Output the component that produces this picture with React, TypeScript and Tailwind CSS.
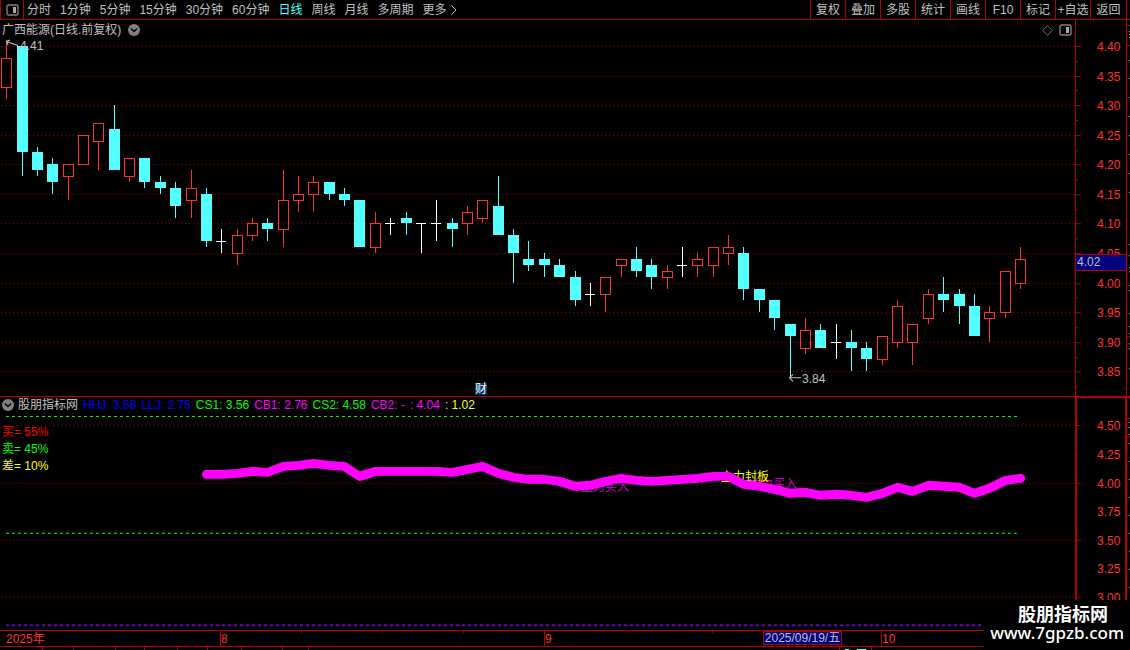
import * as React from "react";
import clsx from "clsx";

type Bar = [open: number, high: number, low: number, close: number];

// daily bars, prices in cents
const BARS: Bar[] = [
  [433, 441, 431, 438], [440, 440, 418, 422], [422, 423, 418, 419], [420, 421, 415, 417],
  [418, 420, 414, 420], [420, 425, 420, 425], [424, 427, 419, 427], [426, 430, 419, 419],
  [418, 421, 417, 421], [421, 421, 416, 417], [417, 418, 415, 416], [416, 417, 411, 413],
  [414, 419, 411, 416], [415, 416, 406, 407], [407, 409, 405, 407], [405, 409, 403, 408],
  [408, 411, 407, 410], [410, 411, 407, 409], [409, 419, 406, 414], [414, 418, 412, 415],
  [415, 418, 412, 417], [417, 417, 414, 415], [415, 416, 413, 414], [414, 414, 406, 406],
  [406, 412, 405, 410], [410, 411, 408, 410], [411, 412, 408, 410], [410, 410, 405, 410],
  [410, 414, 407, 410], [410, 411, 406, 409], [410, 413, 408, 412], [411, 414, 410, 414],
  [413, 418, 408, 408], [408, 409, 400, 405], [404, 407, 402, 403], [404, 405, 401, 403],
  [403, 404, 401, 401], [401, 402, 396, 397], [398, 400, 396, 398], [398, 401, 395, 401],
  [403, 404, 401, 404], [404, 406, 401, 402], [403, 404, 399, 401], [401, 403, 399, 402],
  [403, 406, 401, 403], [403, 405, 401, 404], [403, 406, 401, 406], [405, 408, 403, 406],
  [405, 406, 397, 399], [399, 399, 395, 397], [397, 397, 392, 394], [393, 393, 384, 391],
  [389, 394, 388, 392], [392, 393, 389, 389], [390, 393, 387, 390], [390, 392, 385, 389],
  [389, 390, 385, 387], [387, 391, 386, 391], [390, 397, 389, 396], [390, 393, 386, 393],
  [394, 399, 393, 398], [398, 401, 395, 397], [398, 399, 393, 396], [396, 398, 391, 391],
  [394, 396, 390, 395], [395, 402, 394, 402], [400, 406, 399, 404],
];

const CHART_W = 1075;
const PRICE_H = 376;
const IND_H = 233;

const barX = (i: number) => Math.round(6.2 + i * 15.36);
const priceY = (cents: number) => Math.round(26 + (440 - cents) * 5.915);
const indY = (cents: number) => Math.round(28.3 + (450 - cents) * 1.144);

const PRICE_TICKS = [440, 435, 430, 425, 420, 415, 410, 405, 400, 395, 390, 385];
const IND_TICKS = [450, 425, 400, 375, 350, 325, 300];

const PERIODS = ["分时", "1分钟", "5分钟", "15分钟", "30分钟", "60分钟", "日线", "周线", "月线", "多周期"];
const ACTIONS = ["复权", "叠加", "多股", "统计", "画线", "F10", "标记", "+自选"];

const LEGEND = [
  { text: "HHJ: 3.56", color: "text-[#0000ff]" },
  { text: "LLJ: 2.75", color: "text-[#0000ff]" },
  { text: "CS1: 3.56", color: "text-[#00ff00]" },
  { text: "CB1: 2.76", color: "text-[#ff00ff]" },
  { text: "CS2: 4.58", color: "text-[#00ff00]" },
  { text: "CB2: -", color: "text-[#ff00ff]" },
  { text: ": 4.04", color: "text-[#ff00ff]" },
  { text: ": 1.02", color: "text-[#ffff00]" },
];

const RATIOS = [
  { text: "买= 55%", color: "text-[#ff0000]" },
  { text: "卖= 45%", color: "text-[#00ff00]" },
  { text: "差= 10%", color: "text-[#ffff00]" },
];

const FOOT_TABS = [43, 31, 42, 29, 33, 30, 34, 41, 26];

function PanelIcon() {
  return (
    <svg width="13" height="12" viewBox="0 0 13 12" aria-hidden="true">
      <rect x="1" y="1" width="11" height="10" rx="1.5" fill="none" stroke="#808080" strokeWidth="1.4" />
      <rect x="7" y="3" width="3" height="6" fill="#a8a8a8" />
    </svg>
  );
}

function CircleChevron() {
  return (
    <svg width="12" height="12" viewBox="0 0 12 12" aria-hidden="true">
      <circle cx="6" cy="6" r="6" fill="#808080" />
      <path d="M3 4.5 L6 7.5 L9 4.5" fill="none" stroke="#000" strokeWidth="1.4" />
    </svg>
  );
}

// text pinned to a point of a chart, vertically centred on it
function Pin({ x, y, w, h, className, children }: {
  x: number;
  y: number;
  w: number;
  h: number;
  className?: string;
  children: React.ReactNode;
}) {
  return (
    <span
      className={clsx("absolute -translate-y-1/2 leading-3 whitespace-nowrap", className)}
      style={{ left: `${(x / w) * 100}%`, top: `${(y / h) * 100}%` }}
    >
      {children}
    </span>
  );
}

function GridLine({ y }: { y: number }) {
  return <line x1="1" x2={CHART_W} y1={y + 0.5} y2={y + 0.5} stroke="#a80000" strokeDasharray="1 3" />;
}

function Candle({ bar, x }: { bar: Bar; x: number }) {
  const [open, high, low, close] = bar;
  const top = priceY(Math.max(open, close));
  const bottom = priceY(Math.min(open, close));
  const hi = priceY(high);
  const lo = priceY(low);

  if (open === close) {
    return (
      <g fill="#fff">
        <rect x={x} y={hi} width="1" height={lo - hi} />
        <rect x={x - 5} y={top} width="10" height="1" />
      </g>
    );
  }
  if (close < open) {
    return (
      <g fill="#54ffff">
        <rect x={x} y={hi} width="1" height={lo - hi} />
        <rect x={x - 5} y={top} width="11" height={bottom - top} />
      </g>
    );
  }
  return (
    <g fill="#ff3232">
      <rect x={x} y={hi} width="1" height={top - hi} />
      <rect x={x} y={bottom} width="1" height={Math.max(lo - bottom, 0)} />
      <rect x={x - 4.5} y={top + 0.5} width="10" height={bottom - top} fill="none" stroke="#ff3232" />
    </g>
  );
}

function Toolbar() {
  return (
    <header className="flex h-5 shrink-0 items-stretch border-b border-[#b40000] text-[#c0c0c0]">
      <button aria-label="侧栏" className="flex w-6 items-center justify-center border-x border-[#b40000]">
        <PanelIcon />
      </button>
      <nav className="flex flex-1 items-center gap-[9px] pl-[3px]">
        {PERIODS.map((p) => (
          <button key={p} className={clsx("whitespace-nowrap", p === "日线" && "text-[#54ffff]")}>
            {p}
          </button>
        ))}
        <button className="flex items-center gap-1 whitespace-nowrap">
          更多
          <svg width="6" height="10" viewBox="0 0 6 10" aria-hidden="true">
            <path d="M0.5 0.5 L5 5 L0.5 9.5" fill="none" stroke="#c0c0c0" />
          </svg>
        </button>
      </nav>
      <div className="flex">
        {ACTIONS.map((a) => (
          <button key={a} className="w-[35px] border-l border-[#b40000] text-center whitespace-nowrap">
            {a}
          </button>
        ))}
        <button className="w-[37px] border-x border-[#b40000] text-center">返回</button>
      </div>
      <div className="w-[3px]" />
    </header>
  );
}

function PriceChart() {
  const pin = { w: CHART_W, h: PRICE_H };
  return (
    <div className="relative flex-1">
      <svg
        className="absolute inset-0 h-full w-full"
        viewBox={`0 0 ${CHART_W} ${PRICE_H}`}
        preserveAspectRatio="none"
      >
        <g shapeRendering="crispEdges">
          {PRICE_TICKS.map((t) => (
            <GridLine key={t} y={priceY(t)} />
          ))}
          {BARS.map((bar, i) => (
            <Candle key={i} bar={bar} x={barX(i)} />
          ))}
        </g>
        <path d="M6.5 21.5 L18 25.5 M6.5 21.5 L10 20 M6.5 21.5 L8 25" fill="none" stroke="#c0c0c0" />
        <path d="M789.5 357.5 H801 M793 354 L789.5 357.5 L793 361" fill="none" stroke="#c0c0c0" />
      </svg>
      <div className="relative flex items-center justify-between pt-[3px] pr-[3px] pl-[2px]">
        <h1 className="flex items-center gap-[7px] leading-[14px]">
          广西能源(日线.前复权)
          <button aria-label="选择" className="block">
            <CircleChevron />
          </button>
        </h1>
        <div className="flex items-center gap-[6px]">
          <svg width="11" height="11" viewBox="0 0 11 11" aria-hidden="true">
            <path d="M5.5 0.7 L10.3 5.5 L5.5 10.3 L0.7 5.5 Z" fill="none" stroke="#707070" />
          </svg>
          <PanelIcon />
        </div>
      </div>
      <Pin {...pin} x={20} y={26}>4.41</Pin>
      <Pin {...pin} x={802} y={359}>3.84</Pin>
      <Pin {...pin} x={475} y={369} className="bg-[#003464] text-white">财</Pin>
    </div>
  );
}

function PriceAxis() {
  return (
    <div className="relative w-[52px] border-x border-[#b40000] text-[#ff3232]">
      <svg className="absolute inset-0 h-full w-full" viewBox={`0 0 50 ${PRICE_H}`} preserveAspectRatio="none">
        {PRICE_TICKS.map((t) => (
          <g key={t} fill="#b40000">
            <rect x="0" y={priceY(t)} width="5" height="1" />
            <rect x="0" y={priceY(t - 2.5)} width="2" height="1" />
          </g>
        ))}
      </svg>
      {PRICE_TICKS.map((t) => (
        <Pin key={t} x={21} y={priceY(t) + 1} w={50} h={PRICE_H}>
          {(t / 100).toFixed(2)}
        </Pin>
      ))}
      <div className="absolute inset-x-0 top-[62.2%] h-[17px] border-y border-[#b40000] bg-[#000080] text-[#c0c0c0]">
        <span className="block pl-px leading-[15px]">4.02</span>
      </div>
    </div>
  );
}

function IndicatorChart() {
  const pin = { w: CHART_W, h: IND_H };
  const points = BARS.map((b, i) => `${barX(i) + 0.5},${indY(b[3]) + 0.5}`).slice(13).join(" ");
  return (
    <div className="relative flex-1">
      <svg className="absolute inset-0 h-full w-full" viewBox={`0 0 ${CHART_W} ${IND_H}`} preserveAspectRatio="none">
        {[450, 400, 350, 300].map((t) => (
          <GridLine key={t} y={indY(t)} />
        ))}
        <g strokeDasharray="3 3">
          <line x1="6" x2="1018" y1="19.5" y2="19.5" stroke="#00ff00" />
          <line x1="6" x2="1018" y1="136.5" y2="136.5" stroke="#00ff00" />
          <line x1="6" x2="1018" y1="228.5" y2="228.5" stroke="#ff00ff" />
          <line x1="6" x2="1018" y1="229.5" y2="229.5" stroke="#0000ff" />
        </g>
      </svg>
      <Pin {...pin} x={581} y={90} className="text-[#d000d0]">主力买入</Pin>
      <Pin {...pin} x={749} y={87} className="text-[#d000d0]">主力买入</Pin>
      <Pin {...pin} x={721} y={80} className="text-[#ffff00]">主力封板</Pin>
      <svg className="absolute inset-0 h-full w-full" viewBox={`0 0 ${CHART_W} ${IND_H}`} preserveAspectRatio="none">
        <polyline
          points={points}
          fill="none"
          stroke="#ff00ff"
          strokeWidth="9"
          strokeLinecap="round"
          strokeLinejoin="round"
        />
      </svg>
      <div className="relative flex items-center gap-[5px] pt-[2px] pl-[2px] leading-3 whitespace-nowrap">
        <button className="flex items-center gap-1">
          <CircleChevron />
          股朋指标网
        </button>
        {LEGEND.map((l) => (
          <span key={l.text} className={l.color}>
            {l.text}
          </span>
        ))}
      </div>
      <ul className="relative mt-[13px] pl-[2px]">
        {RATIOS.map((r) => (
          <li key={r.text} className={clsx("leading-[17px]", r.color)}>
            {r.text}
          </li>
        ))}
      </ul>
    </div>
  );
}

function IndicatorAxis() {
  return (
    <div className="relative w-[52px] border-x-2 border-t border-[#b40000] text-[#ff3232]">
      <svg className="absolute inset-0 h-full w-full" viewBox={`0 0 48 ${IND_H - 1}`} preserveAspectRatio="none">
        {IND_TICKS.map((t, i) => (
          <rect key={t} x="0" y={indY(t) - 1} width={i % 2 ? 1 : 4} height="1" fill="#b40000" />
        ))}
      </svg>
      {IND_TICKS.map((t) => (
        <Pin key={t} x={20} y={indY(t)} w={48} h={IND_H - 1}>
          {(t / 100).toFixed(2)}
        </Pin>
      ))}
    </div>
  );
}

// sliver of the quote panel that sits beyond the right edge
function EdgeStrip({ h, rules, marks }: { h: number; rules: number[]; marks: number[] }) {
  return (
    <svg className="h-full w-[3px]" viewBox={`0 0 3 ${h}`} preserveAspectRatio="none" aria-hidden="true">
      {rules.map((y) => (
        <rect key={y} x="0" y={y} width="3" height="1" fill="#b40000" />
      ))}
      {marks.map((y) => (
        <rect key={y} x="2" y={y} width="1" height="1" fill="#c0c0c0" />
      ))}
    </svg>
  );
}

function DateAxis() {
  const pin = { w: 1130, h: 15 };
  return (
    <div className="relative h-4 shrink-0 border-t border-[#b40000] text-[#ff3232]">
      <svg className="absolute inset-0 h-full w-full" viewBox="0 0 1130 15" preserveAspectRatio="none">
        <g fill="#b40000">
          {[220, 544, 881].map((x) => (
            <rect key={x} x={x} y="0" width="1" height="15" />
          ))}
          {[301, 382, 463, 628, 712].map((x) => (
            <rect key={x} x={x} y="0" width="1" height="2" />
          ))}
        </g>
      </svg>
      <Pin {...pin} x={6} y={8}>2025年</Pin>
      <Pin {...pin} x={221} y={8}>8</Pin>
      <Pin {...pin} x={545} y={8}>9</Pin>
      <Pin {...pin} x={763} y={7} className="w-[79px] border border-[#b40000] bg-[#000080] text-center text-[#c0c0c0]">
        2025/09/19/五
      </Pin>
      <Pin {...pin} x={882} y={8}>10</Pin>
    </div>
  );
}

export default function App() {
  return (
    <main className="relative flex h-screen flex-col overflow-hidden bg-black font-['Liberation_Sans','Noto_Sans_CJK_SC',sans-serif] text-xs leading-3 text-[#c0c0c0]">
      <Toolbar />
      <section className="flex min-h-0 flex-[377] border-b border-[#b40000]">
        <PriceChart />
        <PriceAxis />
        <EdgeStrip
          h={PRICE_H}
          rules={[5, 25, 316]}
          marks={[11, 14, 17, 40, 58, 77, 96, 115, 134, 153, 172, 224, 235, 247, 251, 265, 270, 293, 306, 313, 323, 328, 348]}
        />
      </section>
      <section className="flex min-h-0 flex-[233]">
        <IndicatorChart />
        <IndicatorAxis />
        <EdgeStrip
          h={IND_H}
          rules={[0, 21, 40]}
          marks={[25, 30, 37, 46, 64, 82, 100, 118, 136, 154, 172, 190]}
        />
      </section>
      <DateAxis />
      <footer className="flex h-1 shrink-0 border-t border-[#b40000]">
        {FOOT_TABS.map((w, i) => (
          <div key={i} className="border-r border-[#b40000]" style={{ width: w }} />
        ))}
        <div className="flex-1" />
        <div className="flex w-[33px] items-end gap-2 border-x border-[#b40000] pl-[5px]">
          <span className="h-px w-1 bg-[#54ffff]" />
          <span className="h-px w-[9px] bg-[#54ffff]" />
        </div>
        <div className="w-[258px]" />
      </footer>
      <div className="absolute right-0 bottom-0 flex h-[50px] w-[146px] flex-col items-end bg-black pt-[5px] pr-[6px] text-white">
        <strong className="pr-4 text-lg leading-5">股朋指标网</strong>
        <a href="#" className="font-['Noto_Sans'] text-[17px] leading-4 font-medium">
          www.7gpzb.com
        </a>
      </div>
    </main>
  );
}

=== GOAL OF THE EXERCISE ===
Exactly reproduce the run of lines from the start of the listing through the line with "number, close: number];", inclusive; pictures are not copied.

=== EXERCISE RESULT ===
Output the component that produces this picture with React, TypeScript and Tailwind CSS.
import * as React from "react";
import clsx from "clsx";

type Bar = [open: number, high: number, low: number, close: number];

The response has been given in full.